12. GOING GLOCAL OR LOBAL: We don’t live in a world that is EITHER local OR global, my way or the highway. The local and sustainable food movement is about ending unnecessary and redundant trade (carrots being imported into New York State, even as carrots are being exported from new York State) for a wide range of foods that can be available year-round almost everywhere. But it is decidedly not against trade that provides opportunities for jobs and community development, while reducing the total energy required to eat enjoyably. A strong case can be made that goods such as coffee, tea and cacao — which can be grown sustainably in forest garden environments, and actually store carbon in the soil, and which do not need to be transported in a hurry or with refrigeration — should continue to be traded globally. In such cases, attention turns to fair trade. That’s where cities come in again, thanks to the developing trend toward cities signing on as fair trade towns. If the city isn’t ready yet, usually churches, university and college campuses and a wide variety of coffee shops are keen to step in the breach.
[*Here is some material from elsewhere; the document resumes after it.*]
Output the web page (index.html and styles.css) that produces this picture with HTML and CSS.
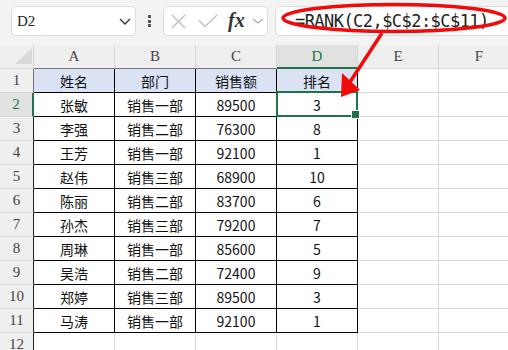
FILE: index.html
```html
<!DOCTYPE html>
<html lang="zh-CN">
<head>
<meta charset="utf-8">
<title>RANK</title>
<link rel="stylesheet" href="styles.css">
</head>
<body>
<div class="app">
  <div class="toolbar">
    <div class="namebox">
      <span class="ref">D2</span>
      <svg class="chev" width="12" height="7" viewBox="0 0 12 7"><polyline points="1,1 6,6 11,1" fill="none" stroke="#333" stroke-width="1.3"/></svg>
    </div>
    <div class="dots"><i></i><i></i><i></i></div>
    <div class="fxbox">
      <svg class="cancel" width="15" height="15" viewBox="0 0 15 15"><path d="M1 1L14 14M14 1L1 14" stroke="#bdbdbd" stroke-width="1.4" fill="none"/></svg>
      <svg class="check" width="20" height="14" viewBox="0 0 20 14"><polyline points="1,6.5 7,12.5 19,1" fill="none" stroke="#c2c2c2" stroke-width="1.5"/></svg>
      <span class="fx">fx</span>
      <svg class="chev-s" width="12" height="6" viewBox="0 0 12 6"><polyline points="1,1 6,5 11,1" fill="none" stroke="#a8a8a8" stroke-width="1.2"/></svg>
    </div>
    <div class="formula">=RANK(C2,$C$2:$C$11)</div>
  </div>

  <div class="sheet">
    <div class="corner"><span class="tri"></span></div>
    <div class="colh">A</div><div class="colh">B</div><div class="colh">C</div><div class="colh sel">D</div><div class="colh">E</div><div class="colh">F</div>

    <div class="rowh r1">1</div>
    <div class="c th">姓名</div><div class="c th">部门</div><div class="c th">销售额</div><div class="c th">排名</div><div class="e"></div><div class="e"></div>

    <div class="rowh sel">2</div>
    <div class="c">张敏</div><div class="c">销售一部</div><div class="c">89500</div><div class="c active">3</div><div class="e"></div><div class="e"></div>

    <div class="rowh">3</div>
    <div class="c">李强</div><div class="c">销售二部</div><div class="c">76300</div><div class="c">8</div><div class="e"></div><div class="e"></div>

    <div class="rowh">4</div>
    <div class="c">王芳</div><div class="c">销售一部</div><div class="c">92100</div><div class="c">1</div><div class="e"></div><div class="e"></div>

    <div class="rowh">5</div>
    <div class="c">赵伟</div><div class="c">销售三部</div><div class="c">68900</div><div class="c">10</div><div class="e"></div><div class="e"></div>

    <div class="rowh">6</div>
    <div class="c">陈丽</div><div class="c">销售二部</div><div class="c">83700</div><div class="c">6</div><div class="e"></div><div class="e"></div>

    <div class="rowh">7</div>
    <div class="c">孙杰</div><div class="c">销售三部</div><div class="c">79200</div><div class="c">7</div><div class="e"></div><div class="e"></div>

    <div class="rowh">8</div>
    <div class="c">周琳</div><div class="c">销售一部</div><div class="c">85600</div><div class="c">5</div><div class="e"></div><div class="e"></div>

    <div class="rowh">9</div>
    <div class="c">吴浩</div><div class="c">销售二部</div><div class="c">72400</div><div class="c">9</div><div class="e"></div><div class="e"></div>

    <div class="rowh">10</div>
    <div class="c">郑婷</div><div class="c">销售三部</div><div class="c">89500</div><div class="c">3</div><div class="e"></div><div class="e"></div>

    <div class="rowh">11</div>
    <div class="c">马涛</div><div class="c">销售一部</div><div class="c">92100</div><div class="c">1</div><div class="e"></div><div class="e"></div>

    <div class="rowh">12</div>
    <div class="e"></div><div class="e"></div><div class="e"></div><div class="e"></div><div class="e"></div><div class="e"></div>
  </div>

  <svg class="annot" width="508" height="350" viewBox="0 0 508 350">
    <ellipse cx="394" cy="18" rx="111" ry="13.5" fill="none" stroke="#f20a0a" stroke-width="3.5"/>
    <line x1="382" y1="33" x2="350" y2="82" stroke="#f20a0a" stroke-width="3.5"/>
    <polygon points="341,97 342,73 360,90" fill="#f20a0a"/>
  </svg>
</div>
</body>
</html>
```

FILE: styles.css
```css
* { box-sizing: border-box; }

html, body {
  margin: 0;
  padding: 0;
  background: #f3f3f3;
}

.app {
  position: relative;
  width: 508px;
  height: 350px;
  overflow: hidden;
  background: #f3f3f3;
}

/* formula bar */
.toolbar {
  height: 45px;
  display: flex;
  align-items: flex-start;
  padding: 6px 0 0 11px;
  white-space: nowrap;
}

.namebox {
  width: 125px;
  height: 30px;
  background: #fff;
  border: 1px solid #dcdcdc;
  border-radius: 5px;
  display: flex;
  align-items: center;
  justify-content: space-between;
  padding: 0 4px 0 5px;
  flex: none;
}

.ref {
  font-family: "Liberation Serif", serif;
  font-size: 15px;
  color: #222;
}

.dots {
  width: 27px;
  height: 30px;
  display: flex;
  flex-direction: column;
  align-items: center;
  justify-content: center;
  gap: 1.7px;
  flex: none;
}

.dots i {
  display: block;
  width: 3px;
  height: 3px;
  background: #555;
}

.fxbox {
  width: 105px;
  height: 30px;
  background: #fff;
  border: 1px solid #dcdcdc;
  border-radius: 5px;
  display: flex;
  align-items: center;
  padding-left: 7px;
  flex: none;
}

.cancel { margin-right: 12px; }
.check { margin-right: 10px; margin-top: -1px; }

.fx {
  font-family: "Liberation Serif", serif;
  font-style: italic;
  font-weight: bold;
  font-size: 20px;
  color: #333;
  margin-right: 7px;
  margin-top: -2px;
}

.formula {
  margin-left: 7px;
  width: 260px;
  height: 30px;
  background: #fff;
  border: 1px solid #dcdcdc;
  border-radius: 5px;
  flex: none;
  display: flex;
  align-items: center;
  padding-left: 19px;
  font-family: "DejaVu Sans Mono", monospace;
  font-size: 17px;
  letter-spacing: -0.55px;
  color: #222;
}

/* sheet */
.sheet {
  display: grid;
  grid-template-columns: 34px repeat(6, 81px);
  grid-auto-rows: 24px;
  background: #fff;
  width: 520px;
}

.corner,
.colh,
.rowh {
  background: #efefef;
  border-right: 1px solid #d8d8d8;
  border-bottom: 1px solid #d8d8d8;
  font-family: "Liberation Serif", serif;
  font-size: 15px;
  color: #444;
  display: flex;
  align-items: center;
  justify-content: center;
}

.corner {
  align-items: flex-end;
  justify-content: flex-end;
  padding: 0 1px 4px 0;
}

.tri {
  width: 0;
  height: 0;
  border-left: 17px solid transparent;
  border-bottom: 16px solid #d9d9d9;
}

.colh:nth-child(-n+5) { border-bottom-color: #777; }

.colh.sel {
  background: #e1e1e1;
  color: #217346;
  border-bottom: 2px solid #217346;
}

.rowh { border-right-color: #222; }
.rowh:last-of-type { border-right-color: #d8d8d8; }
.rowh.r1 { border-right-color: #777; }

.rowh.sel {
  background: #e1e1e1;
  color: #217346;
  border-right: 2px solid #217346;
}

.c,
.e {
  border-right: 1px solid #dadada;
  border-bottom: 1px solid #dadada;
}

.c {
  border-right-color: #000;
  border-bottom-color: #000;
  display: flex;
  align-items: center;
  justify-content: center;
  font-family: "Noto Sans CJK SC", "Noto Sans", sans-serif;
  font-size: 14px;
  color: #111;
}

.c.th { background: #dae2f3; }

.c.active { position: relative; }

.c.active::after {
  content: "";
  position: absolute;
  left: -1px;
  top: -2px;
  right: -1px;
  bottom: -1px;
  border: 2px solid #217346;
}

.c.active::before {
  content: "";
  position: absolute;
  right: -3px;
  bottom: -3px;
  width: 7px;
  height: 7px;
  background: #217346;
  border: 1px solid #fff;
  z-index: 2;
}

.annot {
  position: absolute;
  left: 0;
  top: 0;
  pointer-events: none;
  z-index: 5;
}
```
So as not to overstay my welcome, I’m going to stop here, at an even dozen. Hopefully, people get the drift — that the opportunities to move the needle on a new food web are almost endless.
We do not need global food corporations which do not add social and ecological and health value as part of their business proposition.
We do need what international food scholar Harriet Friedmann calls a community of food practice designed to promote partnerships of all the agencies, groups, businesses and individuals needed to build, perhaps in league with food policy councils, the “collaborative infrastructure” of a new food economy. We also need city/county/regional economic development departments to identify food as a strategic and enabling sector for the new local and sustainable economy which can play a all-important role in addressing United Nations Sustainable Development Goals.